-
Notifications
You must be signed in to change notification settings - Fork 0
Description
Summary
The RegexRedactionMutilator uses a SQL LIKE clause as a pre-filter to find candidate
rows for redaction, but LIKE doesn't support regex syntax. This causes regex patterns
to be treated as literal strings, potentially missing sensitive data that should be
redacted.
Details
In RegexRedactionMutilator.cs:102:
WHERE {column.GetRuntimeName()} LIKE '%{RedactionConfiguration.RegexPattern}%' COLLATE Latin1_General_BIN
And in ExecuteCommandPerformRegexRedactionOnCatalogue.cs:83:
qb.AddCustomLine($"{columnInfo.GetRuntimeName()} LIKE '%{_redactionConfiguration.RegexPattern}%' COLLATE Latin1_General_BIN", QueryComponent.WHERE);
The actual regex matching happens correctly in C# (RegexRedactionHelper.cs:79):
var matches = Regex.Matches(value, _redactionConfiguration.RegexPattern);
However, the SQL pre-filter will fail to fetch rows that should be processed.
Example
If RegexPattern = "\d{3}-\d{4}" (to match phone numbers like 555-1234):
- The LIKE clause searches for literal string
\d{3}-\d{4} - No rows match (unless someone literally typed
\d{3}-\d{4}) - Actual phone numbers are never fetched for regex processing
- Sensitive data is not redacted
Impact
Security risk - Regex patterns won't find all matches in the database, so sensitive
data that should be redacted will be missed.

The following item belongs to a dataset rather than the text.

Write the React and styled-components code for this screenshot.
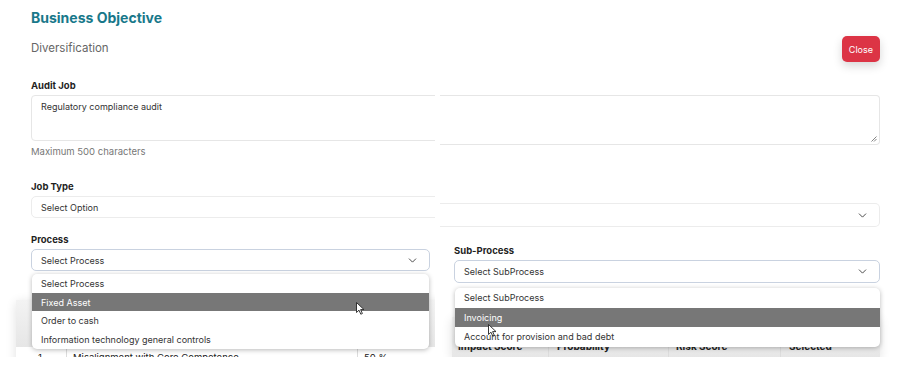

The feature only works correctly when
RegexPattern contains a simple literal string with no regex metacharacters.
Potential solutions
- Document limitation - Clarify that RegexPattern should be a literal substring, not
a regex (rename property to avoid confusion) - Remove pre-filter - Fetch all rows and let C# do the filtering (performance impact
for large tables) - Use database-native regex - SQL Server doesn't have native regex, but could use
CLR functions or evaluate in batches - Smarter pre-filter extraction - Parse the regex and extract literal portions for
LIKE (e.g., pass.*word → LIKE '%pass%' AND column LIKE '%word%')